Kit turned. Robin Goodfellow ducked under the high table and hopped down from the dais, twirling a bauble in time to the bobbing of his ears.
“Devils for dinner? Not tonight, but mayhap on another. Do you like yours roasted, or baked?”
“My devils, or my soul?”
“Why, Sit Kit,” the Puck said. “Do you have a soul? I’d think you half fey already, and as soul-less as any of us.”
“Soulless?” Kit glanced over his shoulder at Cairbre, who opened the case and slowly folded back the layers of velvet and silk swaddling the viola.
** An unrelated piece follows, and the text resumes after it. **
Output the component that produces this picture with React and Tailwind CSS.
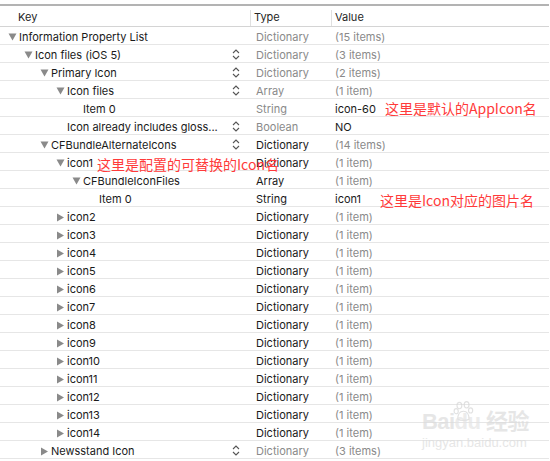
import React from 'react'

const ROWS = [
  { key: 'Information Property List', lvl: 0, tri: 'down', type: 'Dictionary', value: '(15 items)' },
  { key: 'Icon files (iOS 5)', lvl: 1, tri: 'down', step: true, type: 'Dictionary', value: '(3 items)' },
  { key: 'Primary Icon', lvl: 2, tri: 'down', step: true, type: 'Dictionary', value: '(2 items)' },
  { key: 'Icon files', lvl: 3, tri: 'down', step: true, type: 'Array', value: '(1 item)' },
  { key: 'Item 0', lvl: 4, type: 'String', value: 'icon-60', strong: true, note: '这里是默认的AppIcon名', noteAt: 'value', noteW: 'w-[50px]' },
  { key: 'Icon already includes gloss...', lvl: 3, step: true, type: 'Boolean', value: 'NO', strong: true },
  { key: 'CFBundleAlternateIcons', lvl: 2, tri: 'down', step: true, type: 'Dictionary', dark: true, value: '(14 items)' },
  { key: 'icon1', lvl: 3, tri: 'down', type: 'Dictionary', dark: true, value: '(1 item)', note: '这里是配置的可替换的Icon名', noteAt: 'key' },
  { key: 'CFBundleIconFiles', lvl: 4, tri: 'down', type: 'Array', dark: true, value: '(1 item)' },
  { key: 'Item 0', lvl: 5, type: 'String', dark: true, value: 'icon1', strong: true, note: '这里是Icon对应的图片名', noteAt: 'value', noteW: 'w-[45px]', noteY: 'mt-[2px]' },
  ...Array.from({ length: 13 }, (_, i) => ({
    key: `icon${i + 2}`, lvl: 3, tri: 'right', type: 'Dictionary', dark: true, value: '(1 item)',
  })),
  { key: 'Newsstand Icon', lvl: 2, tri: 'right', step: true, type: 'Dictionary', value: '(3 items)' },
]

function Triangle({ dir }) {
  if (dir === 'down') {
    return (
      <svg width="9" height="8" viewBox="0 0 9 8" className="shrink-0">
        <path d="M0.5 0.5 L8.5 0.5 L4.5 7.5 Z" fill="#8a8a8a" />
      </svg>
    )
  }
  return (
    <svg width="9" height="9" viewBox="0 0 9 9" className="shrink-0">
      <path d="M1 0.5 L8 4.5 L1 8.5 Z" fill="#8a8a8a" />
    </svg>
  )
}

function Stepper() {
  return (
    <svg width="8" height="11" viewBox="0 0 8 11" className="shrink-0">
      <path d="M1 4 L4 1 L7 4" fill="none" stroke="#555" strokeWidth="1.1" />
      <path d="M1 7 L4 10 L7 7" fill="none" stroke="#555" strokeWidth="1.1" />
    </svg>
  )
}

const Note = ({ children, className = '' }) => (
  <span
    className={`whitespace-nowrap text-[14px] leading-none text-[#ff3a3a] ${className}`}
    style={{ fontFamily: '"Noto Sans CJK SC", Inter, sans-serif' }}
  >
    {children}
  </span>
)

function Row({ r }) {
  const textX = 19 + 16 * r.lvl
  return (
    <div className="flex h-[18px] items-center border-b border-[#e6e6e6] pt-[3px]">
      <div className="relative flex h-full w-[250px] shrink-0 items-center" style={{ paddingLeft: textX - 11 }}>
        <span className="flex w-[11px] shrink-0 items-center">{r.tri && <Triangle dir={r.tri} />}</span>
        <span className="whitespace-nowrap text-[#1a1a1a]">{r.key}</span>
        {r.note && r.noteAt === 'key' && (
          <Note className="absolute left-[97px] top-[1px] z-10">{r.note}</Note>
        )}
        {r.step && (
          <span className="absolute left-[232px] top-[1px]"><Stepper /></span>
        )}
      </div>
      <div className={`w-[81px] shrink-0 pl-[6px] ${r.dark ? 'text-[#1a1a1a]' : 'text-[#8a8a8a]'}`}>{r.type}</div>
      <div className="flex items-center pl-[4px]">
        <span className={`${r.noteW || ''} ${r.strong ? 'text-[#1a1a1a]' : 'text-[#8a8a8a]'}`}>{r.value}</span>
        {r.note && r.noteAt === 'value' && (
          <Note className={`-mt-[2px] ${r.noteY || ''}`}>{r.note}</Note>
        )}
      </div>
    </div>
  )
}

export default function App() {
  return (
    <div
      className="relative h-[461px] w-[550px] overflow-hidden bg-white text-[11px] leading-none"
      style={{ fontFamily: 'Inter, "Noto Sans CJK SC", sans-serif' }}
    >
      <div className="mt-[4px] w-[549px] border-t-2 border-[#b3b3b3]">
        <div className="flex h-[21px] items-center border-b border-[#d4d4d4] pt-[3px] text-[#262626]">
          <div className="w-[250px] shrink-0 pl-[18px]">Key</div>
          <div className="flex h-[16px] w-[81px] shrink-0 items-center border-l border-[#e0e0e0] pl-[3px]">Type</div>
          <div className="flex h-[16px] items-center border-l border-[#e0e0e0] pl-[3px]">Value</div>
        </div>
        {ROWS.map((r, i) => <Row key={i} r={r} />)}
      </div>

      {/* watermark */}
      <div className="pointer-events-none absolute left-[422px] top-[400px] select-none opacity-70">
        <svg width="24" height="22" viewBox="0 0 30 26" className="absolute left-[31px] top-[1px]">
          <g fill="none" stroke="#d6d6d6" strokeWidth="1.4">
            <ellipse cx="8" cy="5" rx="3" ry="4" />
            <ellipse cx="17" cy="4" rx="3" ry="4" />
            <ellipse cx="4" cy="12" rx="2.6" ry="3.2" />
            <ellipse cx="22" cy="11" rx="2.6" ry="3.2" />
            <path d="M6 22 C6 14 10 12 13 12 C16 12 20 14 20 22 C17 24 9 24 6 22 Z" />
          </g>
        </svg>
        <div className="mt-[11px] whitespace-nowrap text-[22px] font-bold tracking-tight text-[#dcdcdc]" style={{ fontFamily: 'Arial, "Noto Sans CJK SC", sans-serif' }}>
          Bai<span className="text-[#e4e4e4]">du</span> 经验
        </div>
        <div className="mt-[3px] whitespace-nowrap text-[13px] text-[#dcdcdc]" style={{ fontFamily: 'Arial, sans-serif' }}>
          jingyan.baidu.com
        </div>
      </div>
    </div>
  )
}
“Soulless, aye,” he answered, unconcerned. “As all Fae are. Tis the source of our power: Heaven has no hold over us, and Hell only the power we grant it. Our immortality is of the flesh. While your sort,” a dismissive gesture,” bloody yourselves over who has the right to interpret the will of that one, and worry at his will, choosing those who govern you.” A curt gesture of his chin upward; Fae, he couldn’t say the Name.
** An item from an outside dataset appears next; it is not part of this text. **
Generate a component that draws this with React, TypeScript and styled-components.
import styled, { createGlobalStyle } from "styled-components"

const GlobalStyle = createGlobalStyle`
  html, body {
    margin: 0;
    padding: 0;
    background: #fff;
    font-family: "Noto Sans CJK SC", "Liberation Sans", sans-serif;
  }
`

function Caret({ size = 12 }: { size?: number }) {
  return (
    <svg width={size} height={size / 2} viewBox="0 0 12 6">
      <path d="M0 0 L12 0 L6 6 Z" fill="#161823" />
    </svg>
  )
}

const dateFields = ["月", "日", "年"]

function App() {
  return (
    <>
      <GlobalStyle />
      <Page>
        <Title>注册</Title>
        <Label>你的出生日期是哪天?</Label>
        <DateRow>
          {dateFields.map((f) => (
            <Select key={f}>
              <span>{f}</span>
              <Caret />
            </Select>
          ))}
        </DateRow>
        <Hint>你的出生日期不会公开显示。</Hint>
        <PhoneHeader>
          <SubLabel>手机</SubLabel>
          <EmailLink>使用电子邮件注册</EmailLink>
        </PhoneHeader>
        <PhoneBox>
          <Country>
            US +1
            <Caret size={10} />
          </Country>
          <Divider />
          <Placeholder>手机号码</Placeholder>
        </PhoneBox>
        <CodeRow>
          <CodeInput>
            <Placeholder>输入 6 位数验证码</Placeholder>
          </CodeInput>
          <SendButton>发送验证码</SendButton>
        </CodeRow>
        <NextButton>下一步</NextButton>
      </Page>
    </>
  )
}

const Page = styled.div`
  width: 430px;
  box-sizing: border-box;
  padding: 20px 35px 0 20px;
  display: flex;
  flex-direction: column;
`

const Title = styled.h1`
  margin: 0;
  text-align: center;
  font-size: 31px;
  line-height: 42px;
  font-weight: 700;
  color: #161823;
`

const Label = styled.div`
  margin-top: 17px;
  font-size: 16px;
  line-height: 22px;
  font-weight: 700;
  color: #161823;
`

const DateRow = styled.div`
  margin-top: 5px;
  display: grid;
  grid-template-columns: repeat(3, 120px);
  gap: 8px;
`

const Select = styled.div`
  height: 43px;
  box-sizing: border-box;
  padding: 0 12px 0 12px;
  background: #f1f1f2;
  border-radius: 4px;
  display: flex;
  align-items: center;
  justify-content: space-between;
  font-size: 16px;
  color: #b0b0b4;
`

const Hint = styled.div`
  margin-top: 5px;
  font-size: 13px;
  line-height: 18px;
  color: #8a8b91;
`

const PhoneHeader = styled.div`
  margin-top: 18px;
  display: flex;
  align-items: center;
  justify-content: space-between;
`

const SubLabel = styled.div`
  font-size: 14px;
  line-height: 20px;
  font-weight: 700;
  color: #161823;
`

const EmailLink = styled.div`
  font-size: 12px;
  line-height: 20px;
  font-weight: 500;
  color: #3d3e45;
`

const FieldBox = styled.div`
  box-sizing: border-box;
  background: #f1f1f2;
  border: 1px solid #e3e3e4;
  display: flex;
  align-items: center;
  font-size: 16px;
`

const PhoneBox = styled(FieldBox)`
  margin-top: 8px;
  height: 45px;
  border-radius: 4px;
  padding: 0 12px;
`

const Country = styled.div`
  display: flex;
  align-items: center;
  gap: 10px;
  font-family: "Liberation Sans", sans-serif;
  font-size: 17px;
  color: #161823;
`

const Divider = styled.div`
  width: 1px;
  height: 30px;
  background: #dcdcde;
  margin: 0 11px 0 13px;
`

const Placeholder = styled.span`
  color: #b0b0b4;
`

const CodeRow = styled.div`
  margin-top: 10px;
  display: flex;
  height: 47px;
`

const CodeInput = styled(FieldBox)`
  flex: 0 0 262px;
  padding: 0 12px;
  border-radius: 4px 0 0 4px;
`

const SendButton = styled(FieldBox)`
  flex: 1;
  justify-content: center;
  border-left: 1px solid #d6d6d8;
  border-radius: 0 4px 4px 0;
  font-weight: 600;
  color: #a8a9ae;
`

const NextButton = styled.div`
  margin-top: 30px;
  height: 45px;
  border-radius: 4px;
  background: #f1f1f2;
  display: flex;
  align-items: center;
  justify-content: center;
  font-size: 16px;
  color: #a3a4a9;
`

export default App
If Heaven has no hold on you, why do you fear God’s name?
Instead, Kit said: “And who governs you?”
“Those that can. Go ahead and pick it up, Sir Christofer.” Cairbre stepped away from the case, swinging his tattered cloak over his arm.
Kit stroked the cherry-dark neck. “I’m really not …” But his fingers slipped around the wood and lifted the beautiful instrument from its crimson bed. The varnish glowed in the torchlight, a rich auburn, a master would have despaired of capturing in oils. “I’ve never touched something like that,” he breathed, as if it were alive in his hands and might spread wings and spiral up into the vast galleried chamber, lost.
“It should be in tune.”
Kit looked from Cairbre to Robin whose ears waggled in amusement and raised an eyebrow, but he took the rosined bow when Cairbre held it out, inhaling the dusty-sweet pine scent until he fought a sneeze. He closed his eye, settled the viola, raised the bow and fluffed the third note.
“I warned you. Lessons,” Cairbre decided, and took the bow away. “Come. You’ll give us a poem tonight, won’t you?”
“Yes, Kit answered. I’ll give you a poem.”
He expected they’d wait for Murchaud’s departure, whoever they might be, but perhaps not too much longer. But that first night, as he sat sharing a trencher with Robin Goodfellow below the cloth of estate, he was bemused by the strangeness that filled him. In another setting he might have called the feeling fey: back to what I was, when I was little more than a boy and full of myself and my secrets.
Puck sat at Kit’s right, on his blind side, and saw he ate, though his appetite forsook him in Murchaud’s absence. Halfway through the meal, Kit realized the little elf had deserted his own place at the high table to stay with him. Kit imagined he looked strange as a swan among magpies beside the lesser Fae.
The Daoine Sidhe the Tuatha de Danaan as they were called claimed descent of the Old Gods of hill and dale, of moor and copse and ocean. A Church scholar might have said the blood in their veins was that of demons, not deities. Kit had long past given up his illusions that God kept his house in a church. Their sea-changing eyes and leaf-tipped ears marked them as something other than human, and their wincing aversion to the Name of the Divine might be evidence. But then, what god would abide the Name of his supplanter?
But they did, in broad, look human. The elder, stranger Fae did not. Though they sometimes dined at the Mebd stable, served delicacies by brownies and sprites, and though many of them served in her palace, they were not Tuatha de Danaan, not Daoine Sidhe. And they were as strange now as ever they had been on Kit’s first lonely walk into the throne room that lurked behind the second closed pair of doors.
Across the table rested a lovely maid-in-waiting whose forked tongue brushed the scent from each morsel she tasted before she lifted it to her mouth. On his left, a creature more wizened than even Robin crouched on the edge of the table and ate between his knees.